Pipedream LLC, which does business as the Anchor Restaurant on South Main Street, requested an occasional use permit for the dates of August 2 and September 18, to erect a tent and serve alcohol in their driveway. The permit request had originally come up at a selectboard meeting on June 4, and was tabled after opposition came from the Deerfield Valley Community Partnership (DVCP).
At that meeting, DVCP coordinator Cindy Hayford expressed concern with approval of the permit for the date of August 2. The DVCP, along with the chamber of commerce and Wilmington Works, is a sponsor of the Blueberry Block Party, an event that coincides with the Blueberry Festival, and is promoted as an alcohol-free party. Hayford said that the DVCP’s goal was to provide a family event that was alcohol-free, to show young people that alcohol is not needed at every event. If there is alcohol served outside, within the perimeters of the block party, Hayford said the DVCP would have to pull its sponsorship of the event.
At Wednesday night’s meeting, Anchor Restaurant owner Susan Lawrence said that while she had come to an agreement with the DVCP to not set up her outdoor tent on August 2, she would not withdraw her request for the permit, in an effort to stand up for business owners. “Responsible individual business owners should have the right to conduct business,” said Lawrence, “and there should not be a precedent set where a small group can bring their agenda forward and prevent us from doing business. I believe it would be a dangerous slope to head down if the board starts setting a precedent.”
The DVCP will still sponsor the block party this year, and has withdrawn their opposition to the permit request. “We sat down and said, ‘We both understood each other’s position and so what can we do to make it work for everyone?’” said Hayford. “Our goal was to have an alcohol-free event and, Susan’s goal was to be a partner in this, but not set the precedent for business owners. It’s a win-win.” Hayford also acknowledged that after speaking with other sponsors of the festival, she realizes the festival has become bigger than just a family event over the years, and the DVCP will be looking for a new venue to host their alcohol-free event next year.
Selectboard chair Jim Burke agreed with Lawrence, saying that government should not be influenced by special interests when making decisions that affect businesses. “If a permit is brought before the town and all criteria are met, this government body’s job is to pass the permit, not to force its or anyone else’s morality on a private business owner.”

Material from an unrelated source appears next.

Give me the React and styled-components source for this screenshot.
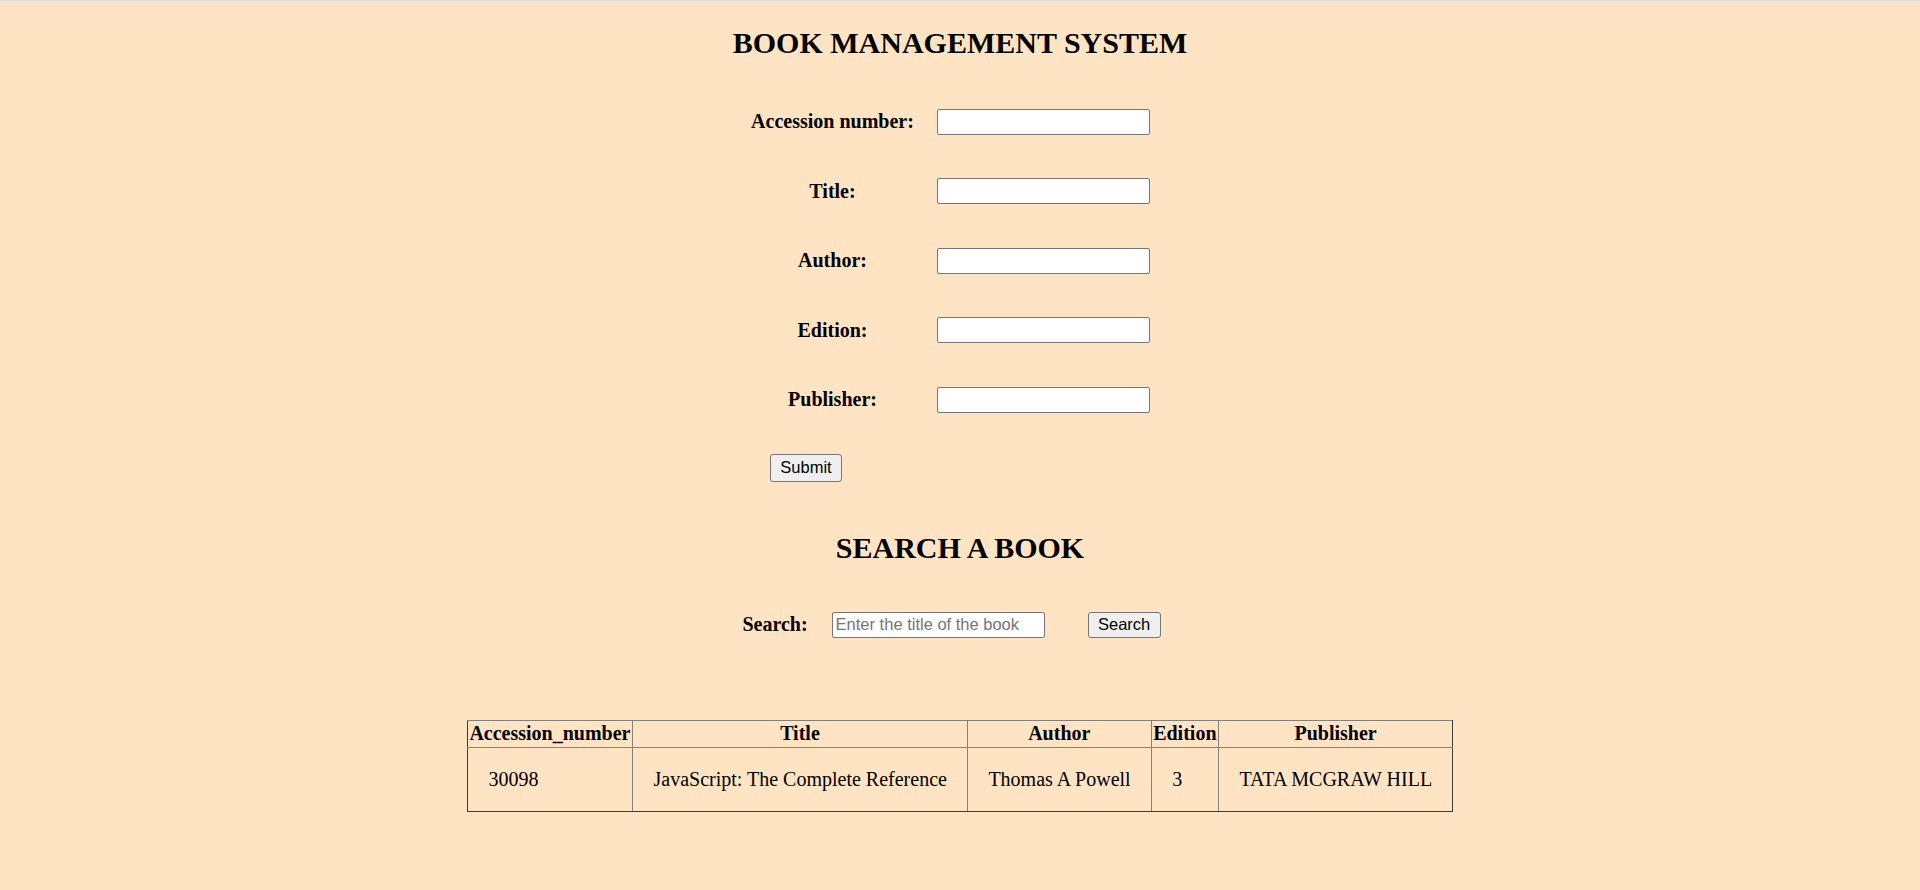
import styled, { createGlobalStyle } from "styled-components";
import { useState, Fragment } from "react";

const GlobalStyle = createGlobalStyle`
  * {
    box-sizing: border-box;
  }
  html, body {
    margin: 0;
    padding: 0;
    background: #ffe4c4;
  }
  body {
    font-family: "Liberation Serif", "Times New Roman", serif;
    color: #000;
  }
`;

const Page = styled.div`
  min-height: 100vh;
  border-top: 1px solid #dddddd;
  padding-bottom: 40px;
`;

const Heading = styled.h2`
  margin: ${(p) => p.$top}px 0 0;
  font-size: 30px;
  font-weight: bold;
  line-height: 34.5px;
  text-align: center;
`;

const Form = styled.form`
  display: grid;
  grid-template-columns: 185px 213px;
  column-gap: 12px;
  row-gap: 43.5px;
  align-items: center;
  width: 410px;
  margin: 48px 0 0 calc(50% - 220px);
`;

const Label = styled.label`
  font-size: 20px;
  font-weight: bold;
  text-align: center;
  line-height: 23px;
`;

const Input = styled.input`
  width: 213px;
  height: 26px;
  padding: 0 3px;
  border: 1px solid #767676;
  border-radius: 2px;
  background: #fff;
  font-family: "Liberation Sans", Arial, sans-serif;
  font-size: 16.5px;
  color: #000;
  &::placeholder {
    color: #757575;
  }
`;

const Button = styled.button`
  width: ${(p) => p.$w}px;
  height: ${(p) => p.$h}px;
  padding: 0;
  border: 1px solid #767676;
  border-radius: 3px;
  background: #efefef;
  font-family: "Liberation Sans", Arial, sans-serif;
  font-size: 16.5px;
  color: #000;
  cursor: pointer;
  &:hover {
    background: #e5e5e5;
  }
`;

const SubmitCell = styled.div`
  grid-column: 1 / 2;
  margin-top: -2.5px;
  padding-left: 30px;
`;

const SearchRow = styled.div`
  display: flex;
  align-items: center;
  justify-content: center;
  margin-top: 46px;
  padding-right: 17px;
`;

const SearchLabel = styled(Label)`
  margin-right: 24px;
`;

const SearchInput = styled(Input)`
  margin-right: 43px;
`;

const Table = styled.table`
  margin: 82.5px auto 0;
  border-collapse: collapse;
  font-size: 20px;

  tr > *:first-child {
    border-left-color: #3c3c3c;
  }
  tr > *:last-child {
    border-right-color: #3c3c3c;
  }
  tbody tr:last-child td {
    border-bottom-color: #3c3c3c;
  }
`;

const Th = styled.th`
  padding: 1px 1.5px 2px;
  border: 1px solid #808080;
  border-left-color: ${(p) => (p.$dark ? "#3c3c3c" : "#808080")};
  font-weight: bold;
  line-height: 23px;
  text-align: center;
`;

const Td = styled.td`
  padding: 20px 20px 20px 20.5px;
  border: 1px solid #808080;
  border-left-color: ${(p) => (p.$dark ? "#3c3c3c" : "#808080")};
  font-weight: normal;
  line-height: 23px;
  text-align: left;
`;

const fields = [
  { id: "accession", label: "Accession number:" },
  { id: "title", label: "Title:" },
  { id: "author", label: "Author:" },
  { id: "edition", label: "Edition:" },
  { id: "publisher", label: "Publisher:" },
];

const books = [
  {
    accession: "30098",
    title: "JavaScript: The Complete Reference",
    author: "Thomas A Powell",
    edition: "3",
    publisher: "TATA MCGRAW HILL",
  },
];

const App = () => {
  const [values, setValues] = useState({});
  const [query, setQuery] = useState("");

  const handleChange = (id, value) => {
    setValues({ ...values, [id]: value });
  };

  return (
    <Page>
      <GlobalStyle />
      <Heading $top={25}>BOOK MANAGEMENT SYSTEM</Heading>

      <Form onSubmit={(e) => e.preventDefault()}>
        {fields.map((f) => (
          <Fragment key={f.id}>
            <Label htmlFor={f.id}>{f.label}</Label>
            <Input
              id={f.id}
              value={values[f.id] || ""}
              onChange={(e) => handleChange(f.id, e.target.value)}
            />
          </Fragment>
        ))}
        <SubmitCell>
          <Button type="submit" $w={72} $h={28}>
            Submit
          </Button>
        </SubmitCell>
      </Form>

      <Heading $top={49.5}>SEARCH A BOOK</Heading>

      <SearchRow>
        <SearchLabel htmlFor="search">Search:</SearchLabel>
        <SearchInput
          id="search"
          placeholder="Enter the title of the book"
          value={query}
          onChange={(e) => setQuery(e.target.value)}
        />
        <Button type="button" $w={73} $h={26}>
          Search
        </Button>
      </SearchRow>

      <Table>
        <thead>
          <tr>
            <Th>Accession_number</Th>
            <Th>Title</Th>
            <Th>Author</Th>
            <Th $dark>Edition</Th>
            <Th>Publisher</Th>
          </tr>
        </thead>
        <tbody>
          {books.map((b) => (
            <tr key={b.accession}>
              <Td>{b.accession}</Td>
              <Td>{b.title}</Td>
              <Td>{b.author}</Td>
              <Td $dark>{b.edition}</Td>
              <Td>{b.publisher}</Td>
            </tr>
          ))}
        </tbody>
      </Table>
    </Page>
  );
};

export default App;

“I think it’s a positive thing the two of you worked it out,” said selectboard member Susie Haughwout. Hayford said that while she was happy with the agreement, she was concerned with the idea that community groups shouldn’t have a say. “When a selectboard has a decision to make, they have to take into consideration what is best for the community, and what’s good for businesses. I’m disappointed with the stance that groups can’t come and have a conversation about these things. Our goal is preventing kids from using substances and if we look at our community, we want one that promotes that.”